By Saturday, snow levels will still be lingering around 2500 to 3000 feet. The axis of the trough will continue to move east through the day with models suggesting the precipitation will continue in the morning hours of Saturday. Eventually, high pressure will build and the atmosphere will dry out Saturday evening.

Right now models are not predicting any fog in the valleys. We'll have to keep an eye out for that as it's known to fog in the valleys after heavy rain. It also should be noted we're almost in March and the probability for fog becomes less likely as we move into spring. We'll also have to keep an eye on the frost forecast Saturday night into Sunday morning as frost will be possible along the coast.

-Smith

Long TermSunday through Thursday...Confidence in the long term forecast remains low, as model and ensemble solutions continue to divide themselves between two distinct solutions. The first scenario suggests that a large trough will dig south towards the western US, but will break off into a closed low before making it onshore. The trough then slides farther south and takes up station off of southern California, keeping our region dry under high pressure for the first half of the week. The other scenario is one where the trough remains intact within the prevailing westerlies, bringing a chance for light to moderate precipitation to the Pacific Northwest Sunday night into Monday before quickly departing into the Great Basin by Tuesday. The GEFS members and the deterministic GFS heavily lean towards the first solution, while the ECMWF (European Centre for Medium-Range Weather Forecasts) and its ensembles heavily favor the second. Neither scenario is favored overall, but past experiences make this forecaster lean ever so slightly towards the drier solution. Thus, the forecast precipitation chances in the extended period have been adjusted lower than the NBM, but have still kept at least a slight chance in place for early next week to account for the possibility that the wetter solution verifies.

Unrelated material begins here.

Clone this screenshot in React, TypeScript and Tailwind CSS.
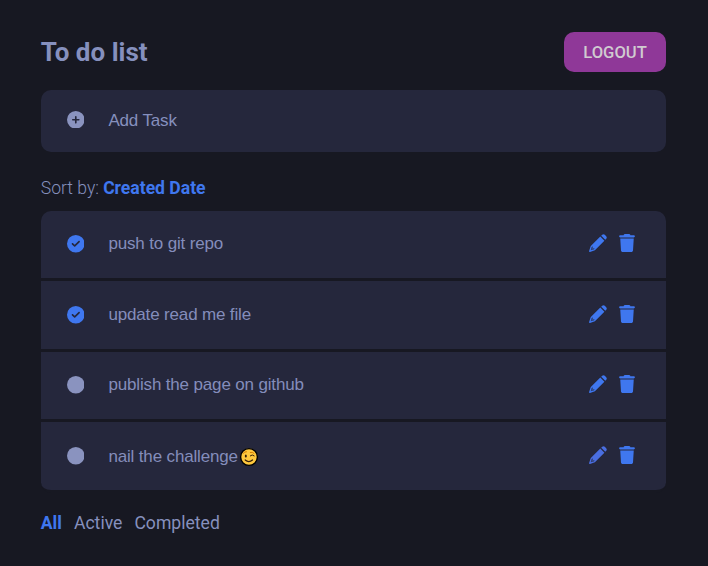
import { FaCirclePlus, FaCircleCheck, FaCircle, FaTrash } from 'react-icons/fa6';

type Task = { id: number; text: string; done: boolean; wink?: boolean; size: string; edit: string };

const tasks: Task[] = [
  { id: 1, text: 'push to git repo', done: true, size: 'h-[70px] rounded-t-[10px] pb-px', edit: 'text-[#3f77ef]' },
  { id: 2, text: 'update read me file', done: true, size: 'h-[71px]', edit: 'text-[#3f77ef]' },
  { id: 3, text: 'publish the page on github', done: false, size: 'h-[70px] pb-px', edit: 'text-[#3f77ef]' },
  { id: 4, text: 'nail the challenge', done: false, wink: true, size: 'h-[71px] rounded-b-[10px]', edit: 'text-[#4a6ee0]' },
];

function Wink() {
  return (
    <svg viewBox="0 0 20 20" className="ml-px h-5 w-5 shrink-0" aria-label="wink">
      <circle cx="10" cy="10" r="8.4" fill="#ffc83d" stroke="#000" strokeWidth="1.4" />
      <ellipse cx="6.8" cy="8.9" rx="1" ry="1.5" fill="#35210b" />
      <path d="M4.4 6.2Q5.5 4.5 7.5 4.7" fill="none" stroke="#d67d00" strokeWidth="1" strokeLinecap="round" />
      <path d="M11.3 5.4Q13.4 4.7 15 6.3" fill="none" stroke="#d67d00" strokeWidth="1" strokeLinecap="round" />
      <path d="M11.3 8.8Q13.3 6.9 15.2 8.8" fill="none" stroke="#35210b" strokeWidth="1" strokeLinecap="round" />
      <path d="M6.2 13Q9.8 16.3 13.5 13" fill="none" stroke="#35210b" strokeWidth="1.2" strokeLinecap="round" />
    </svg>
  );
}

function Pencil({ className }: { className: string }) {
  return (
    <svg viewBox="0 0 18 18" fill="currentColor" className={className}>
      <path d="M12.2 1.7L13.2 .8Q14.5 -.3 15.8 .8L17.2 2.2Q18.3 3.5 17.2 4.8L16.3 5.8Z" />
      <path
        fillRule="evenodd"
        d="M11.3 2.6L15.4 6.7L6.4 15.8Q5.9 16.2 5.2 16.5L1 17.9Q-.1 18.1 .1 17L1.5 12.8Q1.8 12.1 2.3 11.6ZM2.7 12.9L1.7 16.3L5.1 15.3L5.4 14.2L3.8 14.2L3.8 12.6Z"
      />
      <path d="M2.9 12.7L5.3 15.1L2.1 16.1Z" opacity=".45" />
    </svg>
  );
}

function TaskRow({ task }: { task: Task }) {
  const Mark = task.done ? FaCircleCheck : FaCircle;
  return (
    <li className={`flex items-center border-b-[3px] border-[#171822] bg-[#25273c] pr-[31px] pl-[26px] ${task.size}`}>
      <Mark className={`mr-6 size-[17.6px] shrink-0 ${task.done ? 'text-[#3f77ef]' : 'text-[#8a93bf]'}`} />
      <span className={`flex flex-1 items-center font-['Liberation_Sans',Arial,sans-serif] text-[17px] leading-5 tracking-[-0.155px] text-[#848dbb] ${task.wink ? 'pt-px' : ''}`}>
        {task.text}
        {task.wink && <Wink />}
      </span>
      <Pencil className={`mr-3 mb-[2px] size-[18px] ${task.edit}`} />
      <FaTrash className="mb-[2px] h-[18px] w-4 text-[#3f77ef]" />
    </li>
  );
}

export default function App() {
  return (
    <div className="h-[566px] w-[708px] bg-[#171822] pt-8 pr-[42px] pl-[40.8px] font-[Roboto,sans-serif] text-[#8690be]">
      <header className="flex h-10 items-center justify-between">
        <h1 className="text-[26px] leading-8 font-bold">To do list</h1>
        <button className="h-10 w-[102px] rounded-[10px] bg-[#8f3898] pt-[2px] text-[16.6px] font-medium text-[#d0cbd0]">LOGOUT</button>
      </header>
      <div className="mt-[18px] flex h-[62px] items-center rounded-[10px] bg-[#25273c] pb-[3px] pl-[26px]">
        <FaCirclePlus className="mr-6 size-[17.6px] text-[#8a93bf]" />
        <span className="pt-[2px] font-['Liberation_Sans',Arial,sans-serif] text-[17px] leading-5 tracking-[-0.155px]">Add Task</span>
      </div>
      <p className="mt-6 h-[35px] text-[17.6px] leading-6 font-light tracking-[-0.03px]">
        Sort by: <strong className="font-bold text-[#3f77ef]">Created Date</strong>
      </p>
      <ul>
        {tasks.map((task) => (
          <TaskRow key={task.id} task={task} />
        ))}
      </ul>
      <nav className="mt-[18px] flex gap-3 text-[17.6px] leading-6">
        <a className="font-bold text-[#3f77ef]">All</a>
        <a>Active</a>
        <a>Completed</a>
      </nav>
    </div>
  );
}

The rest of the forecast term should be rather quiet, although there is a possibility for a stronger, wetter system to arrive late next week. -BPN



.MFR WATCHES/WARNINGS/ADVISORIES... OR...High Surf Advisory from 4am to 4pm PST Friday for ORZ021-022. High Wind Warning from 7am to 7pm PST Friday for ORZ030-031. Wind Advisory until 4am PST Saturday for ORZ030-031. Winter Weather Advisory from 4am Friday to 4am PST Saturday above 5000 feet in the for ORZ025-027.

CA...High Wind Warning from 7am to 7pm PST Friday for CAZ085. Wind Advisory until 4am PST Saturday for CAZ085.

Pacific Coastal Waters...Small Craft Advisory until 2am PST Sunday for PZZ350-356-370-376. Hazardous Seas Warning from 4am to 4pm PST Friday for PZZ350-356-370-376.